New Report Surveys US Efforts to Assist Companies Overseas

Money_globeAmerican commercial diplomacy programs must adapt quickly to today’s global marketplace, characterized by global value chains, integrated production networks and strong competitive pressures for ever-greater efficiency. “Support for American Jobs,” a new report from the American Academy of Diplomacy co-authored by Academy members Shaun Donnelly, USCIB’s vice president for investment and financial services, and Chuck Ford a retired director general of the Foreign Commercial Service and former U.S. Ambassador to Honduras. The report provides recommendations to the U.S. Departments of State and Commerce to inform the development and execution of government programs that help U.S. companies do business abroad.

“The international consensus on the accepted ‘rules of the game’ has broken down, with the emergence of alternative approaches that have yet to fully mature into next-generation rules to guide world trade and investment,” the authors write in the report’s executive summary. “Intellectual property rights, copyrights, trademarks, designs, and trade secrets will be crucial to maintaining America’s competitive edge, yet they will only work if our economy has skilled workers and creative entrepreneurs who are supported by the right policy environments.”

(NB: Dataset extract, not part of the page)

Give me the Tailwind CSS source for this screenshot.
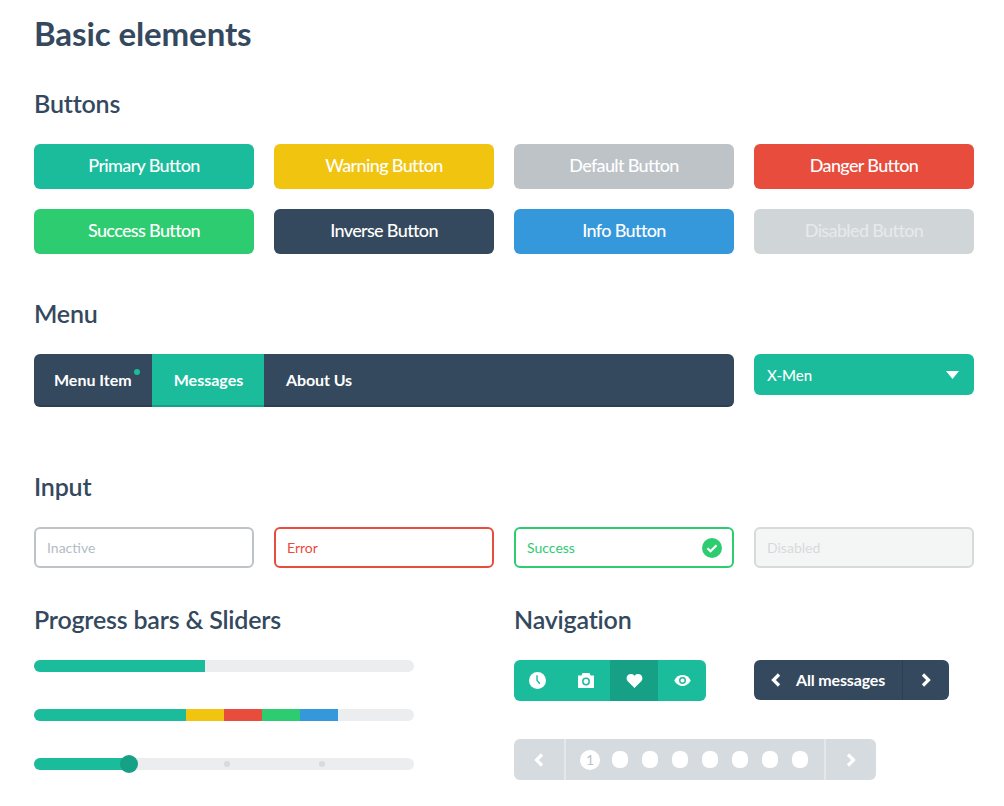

The report notes that global value chains are core contributors to business success internationally and job creation domestically, and that U.S. commercial diplomacy programs that support America’s competitive position must become a central tenet of U.S. foreign policy. To that end, the report provides six recommendations for government action:

  • Develop, as rapidly as possible, a new policy framework to guide the design of a next-generation commercial diplomacy program to advance US national interests in the ever-more-challenging global economy.
  • Review existing commercial diplomacy programs to identify programmatic and personnel capacity gaps and to present solutions so that ambassadors and their teams will be fully equipped to advance our national interest.
  • Set up a private sector consultative mechanism to ensure systemic oversight of commercial diplomacy programs in cooperation with the private sector.
  • Assess new collaborative programs and partnerships with private enterprises to advance national economic and commercial interests across the global marketplace.
  • Create a formal cooperative mechanism to oversee human resources talent-management systems for economic and commercial officers and local employees so as to enhance successful outcomes in recruiting, retaining, and developing the strongest possible team to execute commercial diplomacy programs across the foreign affairs platform.
  • Build a formal mechanism to coordinate economic/commercial training and education programs, with a particular focus on creating new partnerships with private partners to meet the priority business requirement of short customized courses on cutting-edge issues, many of which are vastly complex in the emerging technology sector.

Donnelly contributed to the report’s section on U.S. business views on global value chains and foreign investment, noting the frustration from the business community that arises from a sense that the U.S. government does not understand the importance of global value chains and foreign direct investment for doing business in the 21st century.

“Business representatives perceive that key aspects of US trade and investment policy are based on a simplistic mercantilist view that exports are good but imports are bad; that inward investment/FDI is good but outward investment is bad,” the report states. “Many business representatives would welcome a serious, substantive review by the government on US global investment policy, both inward and outward, in today’s and tomorrow’s globalized economy.”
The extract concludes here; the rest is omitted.